Last week The Wall Street Journal exposed the NSA's data-mining capabilities and revealed that the agency was targeting millions of Americans in its electronic driftnet and has compiled terabytes of data on every aspect of lives.
Tim said…
A value which I try to uphold in writing these blog posts is trying to avoid jumping to conclusions. I don't disagree that there have been in the past and continue to be today, many actions by the federal government which violate privacy rights and which involve surveillance of groups the government doesn't like. The Reagan years surveillance/harassment of CISPES is a good example.

The existence of that current and historic activity does not let me jump to the conclusion that the letter from the Justice Department is nefarious, and I tried to make that point by showing that the language of the law can be met by sending out public relations materials at the request of a foreign political party.
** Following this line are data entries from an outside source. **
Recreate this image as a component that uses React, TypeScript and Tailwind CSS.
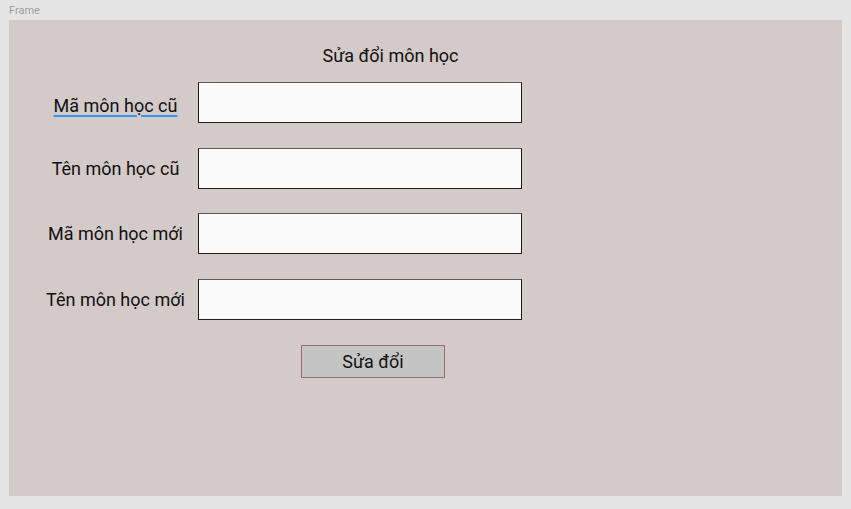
import React from "react";

const rows = [
  { label: "Mã môn học cũ", flagged: true },
  { label: "Tên môn học cũ", flagged: false },
  { label: "Mã môn học mới", flagged: false },
  { label: "Tên môn học mới", flagged: false },
];

export default function App() {
  return (
    <div className="w-[851px] h-[509px] bg-[#e5e5e5] font-['Roboto',sans-serif] text-[#111]">
      <div className="h-[20px] pl-[9px] pt-[4px] text-[11px] leading-[13px] text-[#9c9c9c]">
        Frame
      </div>
      <div className="ml-[9px] w-[833px] h-[476px] bg-[#d3cac9] pt-[25px]">
        <div className="w-[763px] text-center text-[18px] leading-[21px]">
          Sửa đổi môn học
        </div>
        <div className="flex flex-col gap-[24.67px] mt-[16px]">
          {rows.map((row) => (
            <div key={row.label} className="flex items-center h-[41px]">
              <div
                className={
                  row.flagged
                    ? "ml-[28px] mt-[5px] w-[157px] text-center text-[18px] leading-[21px]"
                    : "ml-[28px] w-[157px] text-center text-[18px] leading-[21px]"
                }
              >
                <span
                  className={
                    row.flagged
                      ? "underline decoration-[#2f9be6] decoration-2 underline-offset-[3px]"
                      : ""
                  }
                >
                  {row.label}
                </span>
              </div>
              <input
                type="text"
                className="ml-[4px] w-[324px] h-[41px] bg-[#fafafa] border border-[#1e1e1e] border-t-[#5a5a5a] outline-none"
              />
            </div>
          ))}
        </div>
        <button className="mt-[25px] ml-[292px] w-[144px] h-[33px] bg-[#c4c4c4] border border-[#a06a6e] text-[18px] leading-[21px] text-[#111]">
          Sửa đổi
        </button>
      </div>
    </div>
  );
}
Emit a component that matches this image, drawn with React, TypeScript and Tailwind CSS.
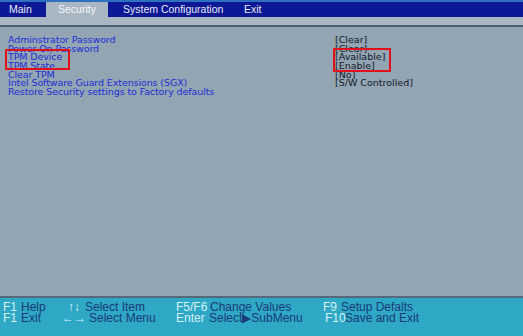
const tabs = ["Main", "Security", "System Configuration", "Exit"];

const rows: { label: string; value: string }[] = [
  { label: "Adminstrator Password", value: "[Clear]" },
  { label: "Power-On Password", value: "[Clear]" },
  { label: "TPM Device", value: "[Available]" },
  { label: "TPM State", value: "[Enable]" },
  { label: "Clear TPM", value: "[No]" },
  { label: "Intel Software Guard Extensions (SGX)", value: "[S/W Controlled]" },
  { label: "Restore Security settings to Factory defaults", value: "" },
];

export default function App() {
  return (
    <div className="w-[523px] h-[336px] flex flex-col bg-[#93a4b2] overflow-hidden" style={{ fontFamily: '"Liberation Sans", Arial, sans-serif' }}>
      {/* top menu bar */}
      <div className="h-[17px] flex items-stretch bg-[#0c1896] border-t-2 border-[#2f6fc0]">
        <div className="w-[6px]" />
        {tabs.map((t) => (
          <div
            key={t}
            className={
              t === "Security"
                ? "bg-[#a9b6c4] text-[#f4f7fa] text-[10.5px] leading-[15px] w-[62px] text-center"
                : t === "Main"
                  ? "text-[#e6ebf5] text-[10.5px] leading-[15px] pl-[3px] w-[40px]"
                  : t === "Exit"
                    ? "text-[#e6ebf5] text-[10.5px] leading-[15px] pl-[15px]"
                    : "text-[#e6ebf5] text-[10.5px] leading-[15px] pl-[15px] w-[121px]"
            }
          >
            {t}
          </div>
        ))}
      </div>
      <div className="h-[10px] bg-[#a9b6c4] border-b-2 border-[#4e5f6e]" />

      {/* body */}
      <div className="flex-1 pt-[9px] pl-[8px] border-b-2 border-[#56687a]" style={{ fontFamily: '"DejaVu Sans", Verdana, sans-serif' }}>
        <div className="relative">
          {rows.map((r) => (
            <div key={r.label} className="flex h-[8.7px] leading-[8.7px] text-[9.5px]">
              <div className="w-[327px] text-[#1b2fd6] tracking-[-0.1px]">{r.label}</div>
              <div className="text-[#141a2a]">{r.value}</div>
            </div>
          ))}
          <div className="absolute left-[-3px] top-[13px] w-[65px] h-[21px] border-2 border-[#e0111b]" />
          <div className="absolute left-[325px] top-[12px] w-[58px] h-[24px] border-2 border-[#e0111b]" />
        </div>
      </div>

      {/* footer help */}
      <div className="h-[38px] bg-[#2ea8c4] pt-[4px] text-[12px] leading-[11px] text-[#1a3a78]">
        <div className="flex">
          <span className="w-[21px] pl-[3px] text-[#d4f2fb]">F1</span>
          <span className="w-[44px]">Help</span>
          <span className="w-[20px] text-[#d4f2fb] pl-[3px]">↑↓</span>
          <span className="w-[91px]">Select Item</span>
          <span className="w-[34px] text-[#d4f2fb]">F5/F6</span>
          <span className="w-[113px]">Change Values</span>
          <span className="w-[18px] text-[#d4f2fb]">F9</span>
          <span>Setup Defalts</span>
        </div>
        <div className="flex">
          <span className="w-[21px] pl-[3px] text-[#d4f2fb]">F1</span>
          <span className="w-[41px]">Exit</span>
          <span className="w-[27px] text-[#d4f2fb]">←→</span>
          <span className="w-[87px]">Select Menu</span>
          <span className="w-[33px] text-[#d4f2fb]">Enter</span>
          <span className="w-[116px]">Select▶SubMenu</span>
          <span className="w-[20px] text-[#d4f2fb]">F10</span>
          <span>Save and Exit</span>
        </div>
      </div>
    </div>
  );
}
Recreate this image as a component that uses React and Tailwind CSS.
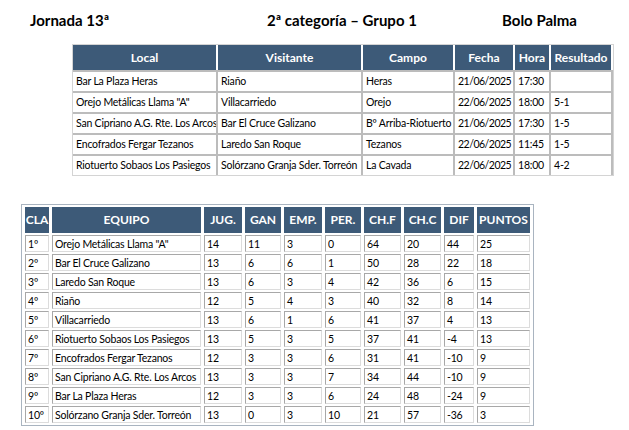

I fully aired CISPES views that there is an illegitimate motive behind the letter, but I thought it reasonable to also point out that the CISPES press release at least opens the door to a reasonable inquiry about whether the law was triggered.

It is open to debate whether the law requires "orders" from the FMLN -- the language of the statute is "request."

It's also worth remembering that none of this was in the public spotlight until CISPES chose to put the issue in the public spotlight.
Chalate Dude said…
Tim,

To start, you were well meaning in your post. You recognize the historical context of the past U.S. government harassment against CISPES In the 1980s, something rtaher well documented.

To say, however, that CISPES may have left itself open to question is, as anonymous says, to cast a dubious eye on the actions of CISPES.

First, did it occur to you that perhaps CISPES needed to get legal advice before going public and bringing this into the spotlight. In these post 9-11 days of national security paranoia and whipping up fear of terrorism in the general public it would only be prudent to do so.

While this is not a case of the national security letters that people have received, and which forbids them from speaking about what they're supposedly accused of, or even acknowledging they received the letter, to receive a letter from the U.S. government of the sort that CISPES did is definitely intimidation.

Given the current administration's use of the fear of terrorism, intimidation, and repression against social movement groups and non-governmental organizations would it not be wise of CISPES to get legal advice and a sense of where they stand before making the letter public? Making such letters public to bring attention to the actions of the U.S. government and holding our government accountable for its actions is the best way to respond to such actions.